Spiritual Warfare (NTSC-U / 1994)
This is a direct port of the NES version of the same name, which was ultimately a clone of The Legend of Zelda(and again, an adventure game to me). And direct port is correct: nothing was updated, so expect NES-quality graphics and sound. Also, it’s a Wisdom Tree game, so expect having to convert pagans and answer Bible questions. You play a soldier in the Army of the Lord, sent to acquire all the pieces of the armor of God. Truth be told, I enjoyed the NES version(there’s a scene where you have to wander through a gang war that I always liked), but not for the Genesis. This just feels lazy to me. Also, the game is saved with a password system, so even that feels a bit tedious.

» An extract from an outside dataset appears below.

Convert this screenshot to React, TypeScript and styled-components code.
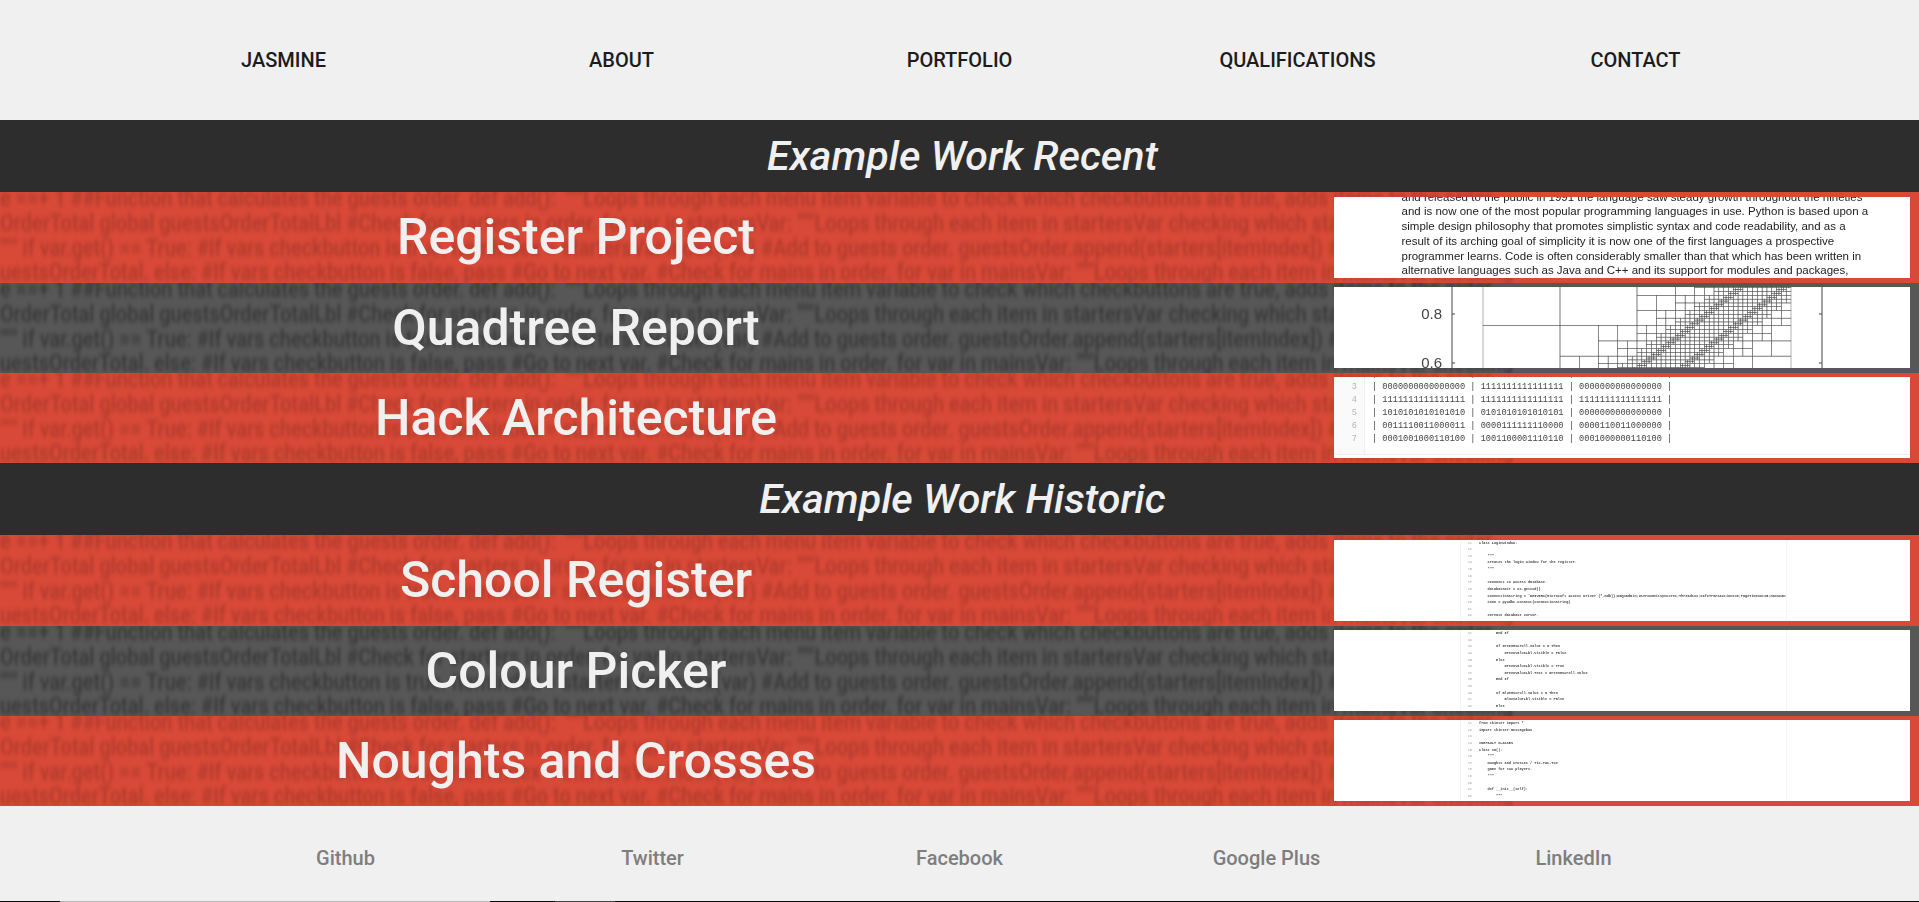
import React from 'react';
import styled, { createGlobalStyle } from 'styled-components';

const GlobalStyle = createGlobalStyle`
  html, body {
    margin: 0;
    padding: 0;
    background: #f0f0f0;
    overflow: hidden;
    font-family: Roboto, "Liberation Sans", sans-serif;
  }
`;

const Page = styled.div`
  width: 1919px;
  height: 902px;
  display: flex;
  flex-direction: column;
`;

const TopNav = styled.nav`
  height: 120px;
  width: 1690px;
  margin: 0 auto;
  display: grid;
  grid-template-columns: repeat(5, 1fr);
  align-items: center;
  text-align: center;
`;

const NavLink = styled.a`
  font-size: 20px;
  font-weight: 500;
  color: #1c1c1c;
`;

const SectionTitle = styled.h2`
  margin: 0;
  height: 72px;
  padding-left: 6px;
  line-height: 73px;
  background: #2d2d2d;
  color: #f0f0f0;
  text-align: center;
  font-size: 41.3px;
  font-weight: 500;
  font-style: italic;
`;

const RowStack = styled.section`
  height: 271px;
  display: grid;
  grid-template-rows: 91px 90px 90px;
`;

const Row = styled.article<{ $dark?: boolean }>`
  position: relative;
  overflow: hidden;
  min-height: 0;
  display: flex;
  align-items: center;
  background: ${(p) => (p.$dark ? '#575757' : '#d84937')};
`;

const BackdropText = styled.div<{ $dark?: boolean }>`
  position: absolute;
  top: -6px;
  left: 0;
  font-size: 20px;
  font-weight: 500;
  line-height: 20.85px;
  white-space: pre;
  color: ${(p) => (p.$dark ? 'rgba(0, 0, 0, 0.36)' : 'rgba(70, 20, 20, 0.27)')};
  transform: scaleY(1.18);
  transform-origin: top left;
  filter: blur(1.8px);
`;

const RowTitle = styled.h3`
  position: relative;
  margin: 0;
  width: 1152px;
  text-align: center;
  color: #f0f0f0;
  font-size: 50px;
  font-weight: 500;

  ${Row}:first-child & {
    margin-bottom: 2px;
  }
`;

const Shot = styled.div`
  position: relative;
  margin-left: auto;
  margin-right: 9px;
  margin-bottom: 1px;
  width: 576px;
  height: 81px;
  background: #fff;
  overflow: hidden;
`;

const ProseShot = styled.div`
  padding: 0 0 0 67.5px;
  margin-top: -7px;
  width: 460px;
  font-family: "Liberation Sans", Arial, sans-serif;
  font-size: 11.5px;
  line-height: 14.8px;
  color: #222;
  white-space: pre;
  filter: blur(0.4px);
`;

const TableShot = styled.div`
  display: grid;
  grid-template-columns: 31px 1fr;
  height: 77px;
  overflow: hidden;
  border-bottom: 1px solid #eee;
  filter: blur(0.45px);
`;

const Gutter = styled.div`
  background: #fafafa;
  border-right: 1px solid #f0f0f0;
  padding: 0 7px 0 0;
  text-align: right;
  font-family: "Liberation Mono", monospace;
  font-size: 8.6px;
  line-height: 13.1px;
  color: #b5b5b5;
`;

const GutterInner = styled.div`
  margin-top: -9px;
`;

const TableLines = styled.div`
  padding-left: 7px;
  margin-top: -9px;
  font-family: "Liberation Mono", monospace;
  font-size: 8.64px;
  line-height: 13.1px;
  color: #444;
  white-space: pre;
`;

const CodeShotFrame = styled.div`
  margin-left: 126px;
  width: 325px;
  height: 100%;
  display: grid;
  grid-template-columns: 15px 1fr;
  border-left: 1px solid #f5f5f5;
  border-right: 1px solid #f5f5f5;
  filter: blur(0.7px);
  font-family: "Liberation Mono", monospace;
  font-size: 3.55px;
  font-weight: 700;
  line-height: 6.62px;
  white-space: pre;
`;

const CodeNumbers = styled.div`
  padding-right: 4px;
  text-align: right;
  color: #bbb;
`;

const CodeLines = styled.div`
  padding-left: 3px;
  color: #444;
  overflow: hidden;
`;

const ChartShot = styled.svg`
  display: block;
  filter: blur(0.3px);
`;

const ChartLabel = styled.text`
  font-family: "Liberation Sans", Arial, sans-serif;
  font-size: 15px;
  fill: #444;
`;

const BottomNav = styled.footer`
  flex: 1;
  width: 1535px;
  margin: 0 auto;
  padding-top: 9px;
  display: grid;
  grid-template-columns: repeat(5, 1fr);
  align-items: center;
  text-align: center;
`;

const FooterLink = styled.a`
  font-size: 20px;
  font-weight: 500;
  color: #7e7e7e;
`;

const EdgeStrip = styled.div`
  height: 1px;
  display: flex;
  background: #0a0a0a;
`;

const EdgeSegment = styled.div<{ $from: number; $width: number; $colour: string }>`
  margin-left: ${(p) => p.$from}px;
  width: ${(p) => p.$width}px;
  background: ${(p) => p.$colour};
`;

const backdropLines = [
  'e ==+ 1 ##Function that calculates the guests order. def add():  """Loops through each menu item variable to check which checkbuttons are true, adds items to the order',
  'OrderTotal global guestsOrderTotalLbl #Check for starters in order. for var in startersVar: """Loops through each item in startersVar checking which starters are chosen.',
  '""" if var.get() == True: #If vars checkbutton is true. itemIndex = startersVar.index(var) #Add to guests order. guestsOrder.append(starters[itemIndex]) #Add price',
  'uestsOrderTotal. else: #If vars checkbutton is false, pass #Go to next var. #Check for mains in order. for var in mainsVar: """Loops through each item in mainsVar checking',
];

const Backdrop = ({ dark }: { dark?: boolean }) => (
  <BackdropText $dark={dark} aria-hidden="true">
    {backdropLines.join('\n')}
  </BackdropText>
);

const proseLines = [
  'and released to the public in 1991 the language saw steady growth throughout the nineties',
  'and is now one of the most popular programming languages in use. Python is based upon a',
  'simple design philosophy that promotes simplistic syntax and code readability, and as a',
  'result of its arching goal of simplicity it is now one of the first languages a prospective',
  'programmer learns. Code is often considerably smaller than that which has been written in',
  'alternative languages such as Java and C++ and its support for modules and packages,',
];

const tableLines = [
  '| 1111111111111111 | 1111111111111111 | 1111111111111111 |',
  '| 0000000000000000 | 1111111111111111 | 0000000000000000 |',
  '| 1111111111111111 | 1111111111111111 | 1111111111111111 |',
  '| 1010101010101010 | 0101010101010101 | 0000000000000000 |',
  '| 0011110011000011 | 0000111111110000 | 0000110011000000 |',
  '| 0001001000110100 | 1001100001110110 | 0001000000110100 |',
];

const loginCode = [
  'class LoginWindow:',
  '',
  '    """',
  '    Creates the login window for the register.',
  '    """',
  '',
  '    #Connect to Access database.',
  '    databaseDir = os.getcwd()',
  "    connectionString = 'DRIVER={Microsoft Access Driver (*.mdb)};DBQ=admin;UserCommitSync=Yes;Threads=3;SafeTransactions=0;PageTimeout=5;MaxScan=8",
  '    conn = pyodbc.connect(connectionString)',
  '',
  '    #Create database cursor.',
];

const pickerCode = [
  '        End If',
  '',
  '        If GreenHScroll.Value = 0 Then',
  '            GreenValueLbl.Visible = False',
  '        Else',
  '            GreenValueLbl.Visible = True',
  '            GreenValueLbl.Text = GreenHScroll.Value',
  '        End If',
  '',
  '        If BlueHScroll.Value = 0 Then',
  '            BlueValueLbl.Visible = False',
  '        Else',
];

const gameCode = [
  'from tkinter import *',
  'import tkinter.messagebox',
  '',
  '#DEFAULT CLASSES',
  'class XO():',
  '    """',
  '    Noughts and Crosses / Tic-Tac-Toe',
  '    game for two players.',
  '    """',
  '',
  '    def __init__(self):',
  '        """',
];

const CodeShot = ({ lines, first }: { lines: string[]; first: number }) => (
  <CodeShotFrame>
    <CodeNumbers>{lines.map((_, i) => first + i).join('\n')}</CodeNumbers>
    <CodeLines>{lines.join('\n')}</CodeLines>
  </CodeShotFrame>
);

// quadtree around two diagonal bands; the shot only shows a slice of the plot
type Cell = { x: number; y: number; size: number };

const splitWithin = [1, 1, 0.27, 0.16, 0.09, 0.055, 0.006];

const bandDistance = (cx: number, cy: number) =>
  Math.min(Math.abs(cy - cx - 0.07), Math.abs(cy - cx + 0.07)) / Math.SQRT2;

const buildCells = (x: number, y: number, size: number, depth: number, out: Cell[]) => {
  const far = bandDistance(x + size / 2, y + size / 2);
  if (depth < 7 && far < splitWithin[depth]) {
    const half = size / 2;
    buildCells(x, y, half, depth + 1, out);
    buildCells(x + half, y, half, depth + 1, out);
    buildCells(x, y + half, half, depth + 1, out);
    buildCells(x + half, y + half, half, depth + 1, out);
    return;
  }
  out.push({ x, y, size });
};

const cells: Cell[] = [];
buildCells(0, 0, 1, 0, cells);

const QuadtreePlot = () => {
  const plotLeft = 149;
  const plotWidth = 308;
  const plotBottom = 221;
  const plotHeight = 243;
  return (
    <ChartShot width="576" height="81" viewBox="0 0 576 81">
      {cells.map((c, i) => {
        const top = plotBottom - (c.y + c.size) * plotHeight;
        const h = c.size * plotHeight;
        if (top > 81 || top + h < 0) return null;
        return (
          <rect
            key={i}
            x={plotLeft + c.x * plotWidth}
            y={top}
            width={c.size * plotWidth}
            height={h}
            fill="none"
            stroke="#555"
            strokeWidth="0.45"
          />
        );
      })}
      <path d="M118 0V81M488 0V81" stroke="#444" strokeWidth="1" fill="none" />
      <path d="M118 27H121M118 76H121M485 27H488M485 76H488" stroke="#444" strokeWidth="1" fill="none" />
      <ChartLabel x="108" y="32" textAnchor="end">0.8</ChartLabel>
      <ChartLabel x="108" y="81" textAnchor="end">0.6</ChartLabel>
    </ChartShot>
  );
};

const App = () => (
  <Page>
    <GlobalStyle />
    <TopNav>
      {['JASMINE', 'ABOUT', 'PORTFOLIO', 'QUALIFICATIONS', 'CONTACT'].map((item) => (
        <NavLink key={item}>{item}</NavLink>
      ))}
    </TopNav>

    <SectionTitle>Example Work Recent</SectionTitle>
    <RowStack>
      <Row>
        <Backdrop />
        <RowTitle>Register Project</RowTitle>
        <Shot>
          <ProseShot>{proseLines.join('\n')}</ProseShot>
        </Shot>
      </Row>
      <Row $dark>
        <Backdrop dark />
        <RowTitle>Quadtree Report</RowTitle>
        <Shot>
          <QuadtreePlot />
        </Shot>
      </Row>
      <Row>
        <Backdrop />
        <RowTitle>Hack Architecture</RowTitle>
        <Shot>
          <TableShot>
            <Gutter>
              <GutterInner>
                {['2', '3', '4', '5', '6', '7'].map((n) => <div key={n}>{n}</div>)}
              </GutterInner>
            </Gutter>
            <TableLines>{tableLines.join('\n')}</TableLines>
          </TableShot>
        </Shot>
      </Row>
    </RowStack>

    <SectionTitle>Example Work Historic</SectionTitle>
    <RowStack>
      <Row>
        <Backdrop />
        <RowTitle>School Register</RowTitle>
        <Shot>
          <CodeShot lines={loginCode} first={11} />
        </Shot>
      </Row>
      <Row $dark>
        <Backdrop dark />
        <RowTitle>Colour Picker</RowTitle>
        <Shot>
          <CodeShot lines={pickerCode} first={31} />
        </Shot>
      </Row>
      <Row>
        <Backdrop />
        <RowTitle>Noughts and Crosses</RowTitle>
        <Shot>
          <CodeShot lines={gameCode} first={11} />
        </Shot>
      </Row>
    </RowStack>

    <BottomNav>
      {['Github', 'Twitter', 'Facebook', 'Google Plus', 'LinkedIn'].map((item) => (
        <FooterLink key={item}>{item}</FooterLink>
      ))}
    </BottomNav>
    <EdgeStrip>
      <EdgeSegment $from={60} $width={430} $colour="#b5b5b5" />
      <EdgeSegment $from={65} $width={60} $colour="#444444" />
    </EdgeStrip>
  </Page>
);

export default App;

Starflight (NTSC-U, PAL / 1991)
This was a space-based strategy game, originally designed for the computers of its age and ported to the Genesis later. You must discover the secret of the Crystal Planet, a large object moving through the galaxy that causes stars to flare and destroy entire solar systems. To do this, you have to recruit a crew of aliens, complete various investigations for the Old Empire, and travel through space doing various kinds of jobs. Also, you can upgrade your ship, engage in dogfights, explore the universe, and even colonize planets, which you can ride around on in an upgradeable ATV. As far as space games from the era go, this one’s a real winner, so if you’re looking for something along those lines, find a copy of Starflight.

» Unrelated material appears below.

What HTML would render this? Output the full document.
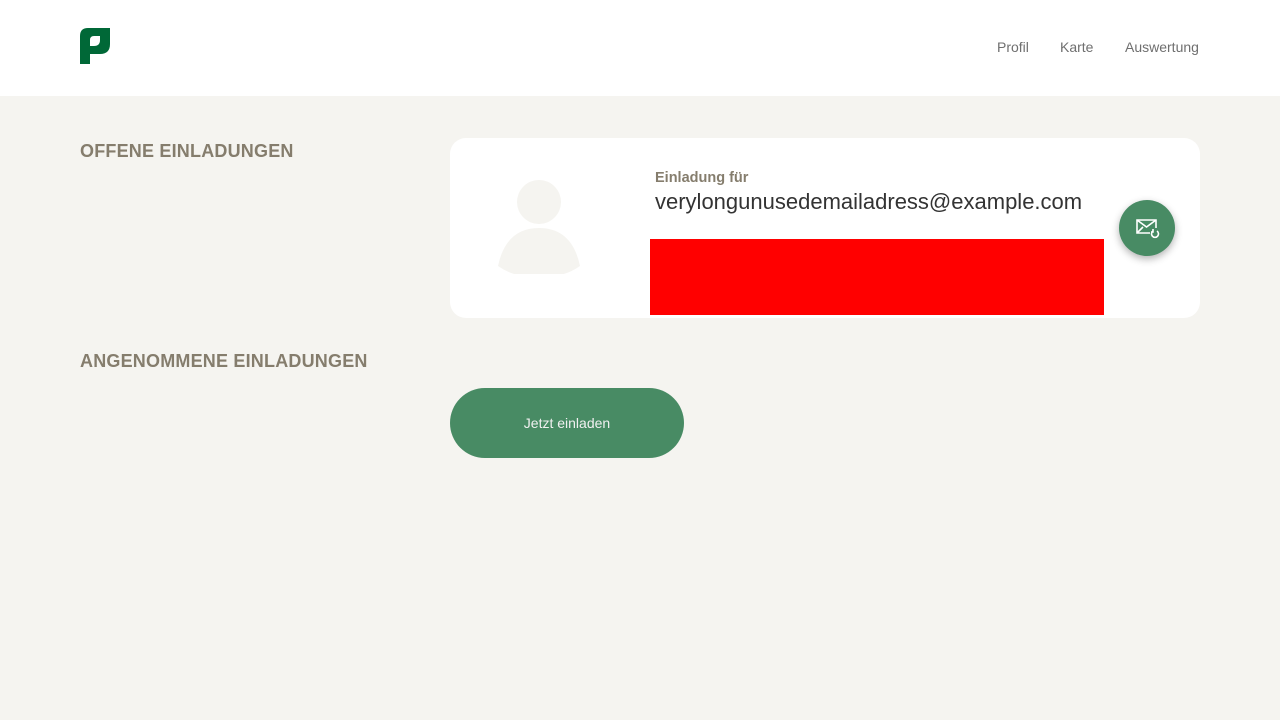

Syndicate (NTSC-U, PAL / 1994)
This is a real time tactical game, not quite on the scale of an RTS but definitely getting there. The player is in charge of a corporation interested in completing such jobs as rescuing captured friends and employees, finding scientists and civilian workers to serve it, or conducting assassination missions while killing the agents and destroying the resources of other corporations. Yep, it’s cyberpunk alright. To do this, you lead a team of four cyborgs, armed to the teeth and in possession of various mechanical upgrades, through an isometric cityscape. The graphics had to be toned down a bit from its computer brethren, but the game’s still an enjoyable title, definitely worth looking into.
Wonder Boy in Monster World (NTSC-J, NTSC-U, PAL / 1991)
Similar to Chiki Chiki Boys, this is a side-scrolling platformer with heavy RPG overtones, little plot beyond “save world from monsters,” little animation, and poor sound effects. Yet the visual images are wonderful, and the soundtrack does a good job of matching up each locale. There’s also a handful of items to help you fight, including a shield you actually have to pull out to use, and the game’s apparently quite fun. It’s also pretty short, so don’t expect a major time sink, which is nice for all of us who have other things we should be doing.